[start of Exercise data]
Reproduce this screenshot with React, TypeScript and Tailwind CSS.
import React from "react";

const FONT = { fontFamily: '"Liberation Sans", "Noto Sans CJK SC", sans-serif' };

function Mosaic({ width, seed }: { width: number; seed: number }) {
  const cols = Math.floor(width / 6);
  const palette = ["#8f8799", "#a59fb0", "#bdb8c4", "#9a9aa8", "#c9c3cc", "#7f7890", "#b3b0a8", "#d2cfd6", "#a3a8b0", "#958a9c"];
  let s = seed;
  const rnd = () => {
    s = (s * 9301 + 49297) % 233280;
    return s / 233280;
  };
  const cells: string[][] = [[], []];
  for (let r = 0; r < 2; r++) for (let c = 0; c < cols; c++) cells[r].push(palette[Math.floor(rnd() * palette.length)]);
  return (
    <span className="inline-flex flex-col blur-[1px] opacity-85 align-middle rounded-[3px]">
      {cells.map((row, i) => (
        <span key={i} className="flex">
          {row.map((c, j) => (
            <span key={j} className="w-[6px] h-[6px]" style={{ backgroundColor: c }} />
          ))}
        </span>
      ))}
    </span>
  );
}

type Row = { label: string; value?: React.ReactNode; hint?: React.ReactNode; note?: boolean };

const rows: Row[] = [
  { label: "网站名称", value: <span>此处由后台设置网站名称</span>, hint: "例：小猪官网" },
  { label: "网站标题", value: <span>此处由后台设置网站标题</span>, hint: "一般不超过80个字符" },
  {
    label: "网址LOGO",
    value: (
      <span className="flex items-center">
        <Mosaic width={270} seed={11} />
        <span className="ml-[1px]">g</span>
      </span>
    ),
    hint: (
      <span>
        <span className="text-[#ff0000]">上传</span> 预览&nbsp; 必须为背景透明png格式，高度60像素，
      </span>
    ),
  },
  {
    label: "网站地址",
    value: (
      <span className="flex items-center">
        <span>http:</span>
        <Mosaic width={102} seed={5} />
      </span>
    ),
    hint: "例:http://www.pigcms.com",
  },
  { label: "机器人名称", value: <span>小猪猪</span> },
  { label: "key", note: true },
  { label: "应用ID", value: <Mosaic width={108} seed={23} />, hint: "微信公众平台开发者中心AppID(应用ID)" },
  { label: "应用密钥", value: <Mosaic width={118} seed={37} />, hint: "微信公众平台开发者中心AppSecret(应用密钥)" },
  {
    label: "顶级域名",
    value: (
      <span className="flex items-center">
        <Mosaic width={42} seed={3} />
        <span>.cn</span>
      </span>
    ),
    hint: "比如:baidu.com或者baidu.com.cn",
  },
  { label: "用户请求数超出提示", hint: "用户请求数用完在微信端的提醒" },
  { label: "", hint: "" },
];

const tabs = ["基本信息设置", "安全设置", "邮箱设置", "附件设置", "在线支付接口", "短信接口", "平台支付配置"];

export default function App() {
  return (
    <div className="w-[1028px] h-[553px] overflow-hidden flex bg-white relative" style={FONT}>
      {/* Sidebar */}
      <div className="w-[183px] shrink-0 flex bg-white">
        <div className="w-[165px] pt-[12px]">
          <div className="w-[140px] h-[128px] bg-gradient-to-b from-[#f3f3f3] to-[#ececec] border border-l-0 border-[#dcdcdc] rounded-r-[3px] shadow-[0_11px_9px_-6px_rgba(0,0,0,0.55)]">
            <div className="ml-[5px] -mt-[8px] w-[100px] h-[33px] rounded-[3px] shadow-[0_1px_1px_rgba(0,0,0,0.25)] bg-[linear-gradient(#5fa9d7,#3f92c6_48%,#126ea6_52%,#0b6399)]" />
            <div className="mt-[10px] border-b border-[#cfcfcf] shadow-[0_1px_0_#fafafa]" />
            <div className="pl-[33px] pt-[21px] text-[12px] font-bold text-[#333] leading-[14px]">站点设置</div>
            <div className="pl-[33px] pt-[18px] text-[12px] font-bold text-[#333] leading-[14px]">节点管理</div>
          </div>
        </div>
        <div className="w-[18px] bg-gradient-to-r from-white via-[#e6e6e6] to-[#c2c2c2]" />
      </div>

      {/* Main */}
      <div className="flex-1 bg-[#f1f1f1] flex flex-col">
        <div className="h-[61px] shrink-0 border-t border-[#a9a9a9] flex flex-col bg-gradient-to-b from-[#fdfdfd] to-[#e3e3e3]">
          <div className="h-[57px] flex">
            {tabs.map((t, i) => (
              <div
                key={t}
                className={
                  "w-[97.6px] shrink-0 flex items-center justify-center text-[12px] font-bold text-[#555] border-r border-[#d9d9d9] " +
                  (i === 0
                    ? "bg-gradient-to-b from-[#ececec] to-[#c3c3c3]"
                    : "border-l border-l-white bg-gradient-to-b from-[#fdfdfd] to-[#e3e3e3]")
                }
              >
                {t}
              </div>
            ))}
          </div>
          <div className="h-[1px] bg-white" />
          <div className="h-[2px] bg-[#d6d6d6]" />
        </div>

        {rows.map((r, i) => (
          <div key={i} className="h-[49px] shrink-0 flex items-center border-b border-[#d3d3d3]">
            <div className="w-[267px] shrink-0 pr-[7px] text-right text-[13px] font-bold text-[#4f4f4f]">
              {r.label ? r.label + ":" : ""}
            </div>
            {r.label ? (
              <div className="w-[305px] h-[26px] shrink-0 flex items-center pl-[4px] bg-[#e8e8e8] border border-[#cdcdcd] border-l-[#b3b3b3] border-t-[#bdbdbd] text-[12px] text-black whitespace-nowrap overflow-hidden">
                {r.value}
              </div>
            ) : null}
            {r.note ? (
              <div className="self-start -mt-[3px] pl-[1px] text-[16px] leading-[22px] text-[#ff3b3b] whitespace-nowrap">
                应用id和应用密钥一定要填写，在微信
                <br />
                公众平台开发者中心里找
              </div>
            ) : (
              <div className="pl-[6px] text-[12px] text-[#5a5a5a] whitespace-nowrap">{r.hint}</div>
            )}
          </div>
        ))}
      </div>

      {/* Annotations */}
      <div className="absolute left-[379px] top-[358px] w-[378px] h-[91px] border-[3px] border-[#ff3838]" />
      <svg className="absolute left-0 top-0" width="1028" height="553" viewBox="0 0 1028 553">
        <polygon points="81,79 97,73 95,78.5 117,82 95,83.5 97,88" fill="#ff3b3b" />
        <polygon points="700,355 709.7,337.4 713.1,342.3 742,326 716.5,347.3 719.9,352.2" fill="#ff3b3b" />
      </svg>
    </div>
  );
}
[end of Exercise data]
[start of Exercise data]
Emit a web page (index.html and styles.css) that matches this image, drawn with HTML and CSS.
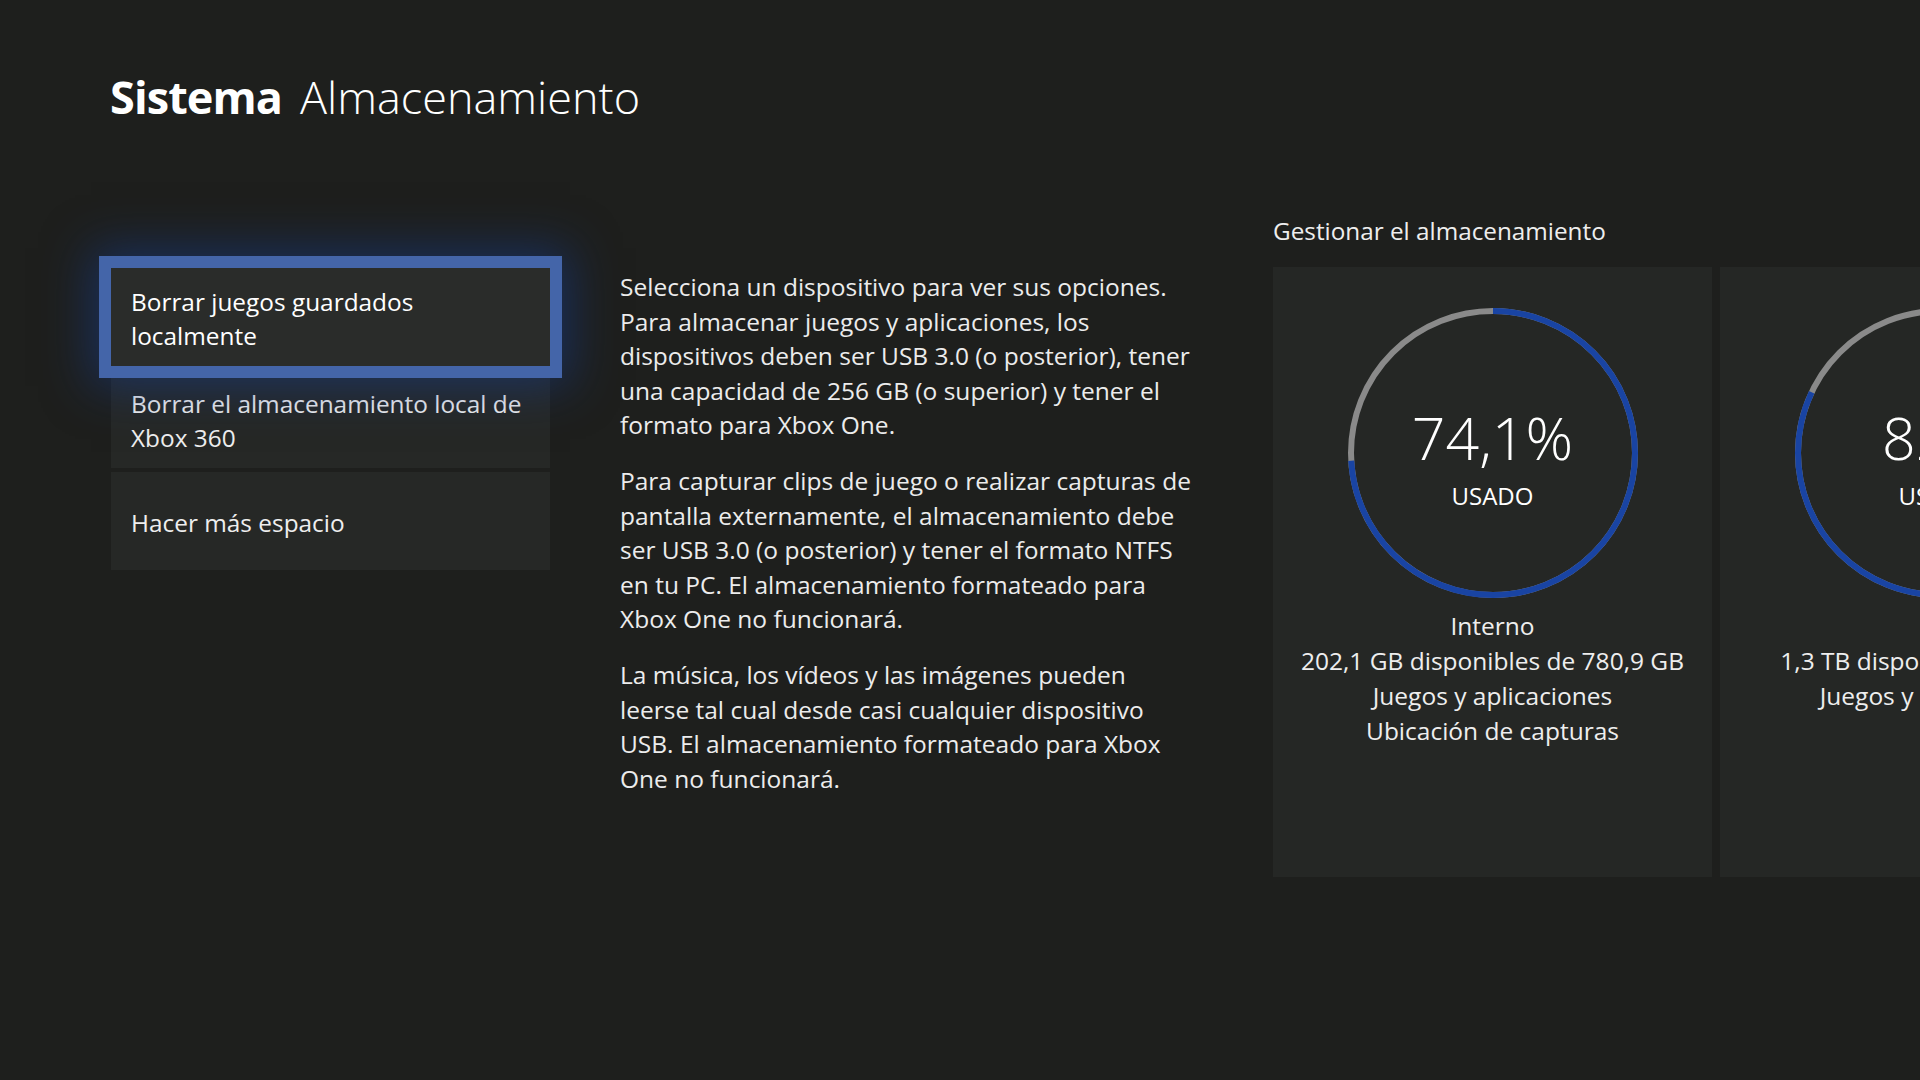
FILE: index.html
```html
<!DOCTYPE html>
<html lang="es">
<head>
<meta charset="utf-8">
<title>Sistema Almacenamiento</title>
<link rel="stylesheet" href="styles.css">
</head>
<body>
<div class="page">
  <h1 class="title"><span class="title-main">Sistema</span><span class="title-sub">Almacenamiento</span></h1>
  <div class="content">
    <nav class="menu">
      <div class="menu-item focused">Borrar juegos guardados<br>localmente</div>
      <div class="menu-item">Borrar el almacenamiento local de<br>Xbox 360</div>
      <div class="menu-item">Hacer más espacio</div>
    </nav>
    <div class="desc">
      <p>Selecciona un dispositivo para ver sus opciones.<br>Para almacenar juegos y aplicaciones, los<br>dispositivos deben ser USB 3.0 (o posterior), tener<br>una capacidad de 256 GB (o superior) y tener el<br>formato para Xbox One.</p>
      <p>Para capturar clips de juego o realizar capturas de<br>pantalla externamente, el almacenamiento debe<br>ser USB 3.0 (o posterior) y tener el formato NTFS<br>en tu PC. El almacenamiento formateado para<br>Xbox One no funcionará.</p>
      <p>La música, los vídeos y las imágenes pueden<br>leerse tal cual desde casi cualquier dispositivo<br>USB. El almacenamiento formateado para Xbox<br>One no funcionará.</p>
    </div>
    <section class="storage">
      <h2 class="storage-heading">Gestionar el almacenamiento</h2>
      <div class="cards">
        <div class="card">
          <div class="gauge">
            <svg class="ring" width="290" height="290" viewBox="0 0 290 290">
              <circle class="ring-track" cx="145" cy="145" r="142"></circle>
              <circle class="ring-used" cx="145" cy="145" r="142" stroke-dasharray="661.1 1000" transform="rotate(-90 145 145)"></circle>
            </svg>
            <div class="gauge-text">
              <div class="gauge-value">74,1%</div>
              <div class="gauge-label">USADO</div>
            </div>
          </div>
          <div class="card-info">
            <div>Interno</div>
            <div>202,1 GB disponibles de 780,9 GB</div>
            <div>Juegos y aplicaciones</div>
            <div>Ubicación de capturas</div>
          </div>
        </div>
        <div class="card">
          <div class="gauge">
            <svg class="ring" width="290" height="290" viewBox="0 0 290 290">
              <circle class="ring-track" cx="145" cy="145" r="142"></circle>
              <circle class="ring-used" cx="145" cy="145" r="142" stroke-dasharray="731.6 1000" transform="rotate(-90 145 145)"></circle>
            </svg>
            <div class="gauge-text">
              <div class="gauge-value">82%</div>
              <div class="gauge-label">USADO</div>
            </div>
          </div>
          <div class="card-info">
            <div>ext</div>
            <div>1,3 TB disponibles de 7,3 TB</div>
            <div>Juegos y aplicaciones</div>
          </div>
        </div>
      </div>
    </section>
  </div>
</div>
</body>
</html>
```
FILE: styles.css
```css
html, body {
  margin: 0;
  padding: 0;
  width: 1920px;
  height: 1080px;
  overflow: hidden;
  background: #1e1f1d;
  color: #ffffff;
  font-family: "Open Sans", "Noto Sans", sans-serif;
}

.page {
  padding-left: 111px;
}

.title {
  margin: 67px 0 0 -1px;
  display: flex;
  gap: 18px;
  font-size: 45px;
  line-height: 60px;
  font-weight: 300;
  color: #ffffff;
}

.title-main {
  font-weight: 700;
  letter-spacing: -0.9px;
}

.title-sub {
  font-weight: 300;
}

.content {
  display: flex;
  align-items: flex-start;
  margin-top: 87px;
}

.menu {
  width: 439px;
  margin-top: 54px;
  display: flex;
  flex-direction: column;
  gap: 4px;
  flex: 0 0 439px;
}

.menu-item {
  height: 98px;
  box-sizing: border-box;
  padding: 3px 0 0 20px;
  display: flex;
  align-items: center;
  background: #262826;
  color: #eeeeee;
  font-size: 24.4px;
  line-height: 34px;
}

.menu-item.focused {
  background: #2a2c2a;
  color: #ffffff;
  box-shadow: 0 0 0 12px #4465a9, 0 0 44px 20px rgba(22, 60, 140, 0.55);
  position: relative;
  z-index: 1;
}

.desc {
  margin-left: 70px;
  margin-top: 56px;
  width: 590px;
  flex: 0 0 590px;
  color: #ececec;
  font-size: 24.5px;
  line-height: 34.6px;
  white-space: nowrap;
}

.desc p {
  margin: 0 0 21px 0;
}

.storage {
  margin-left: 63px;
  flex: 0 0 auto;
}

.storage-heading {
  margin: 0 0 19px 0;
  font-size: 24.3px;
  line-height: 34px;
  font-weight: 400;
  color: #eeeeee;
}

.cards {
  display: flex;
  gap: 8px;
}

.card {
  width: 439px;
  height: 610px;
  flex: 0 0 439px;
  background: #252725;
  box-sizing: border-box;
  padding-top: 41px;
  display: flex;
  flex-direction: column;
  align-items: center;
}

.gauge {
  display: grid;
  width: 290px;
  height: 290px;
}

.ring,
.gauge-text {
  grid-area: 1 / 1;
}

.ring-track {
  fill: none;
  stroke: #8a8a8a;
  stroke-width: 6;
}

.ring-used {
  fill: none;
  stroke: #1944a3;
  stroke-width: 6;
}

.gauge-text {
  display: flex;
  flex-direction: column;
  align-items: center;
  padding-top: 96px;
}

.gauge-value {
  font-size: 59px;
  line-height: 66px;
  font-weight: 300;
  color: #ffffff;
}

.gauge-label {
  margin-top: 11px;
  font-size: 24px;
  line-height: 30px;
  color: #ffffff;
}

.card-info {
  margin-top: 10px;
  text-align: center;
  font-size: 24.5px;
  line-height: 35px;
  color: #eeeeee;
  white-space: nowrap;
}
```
[end of Exercise data]
- [Aim] Identify the lines above that contain the word "page", then copy them.

- [Written solution]
Emit a web page (index.html and styles.css) that matches this image, drawn with HTML and CSS.
<div class="page">
.page {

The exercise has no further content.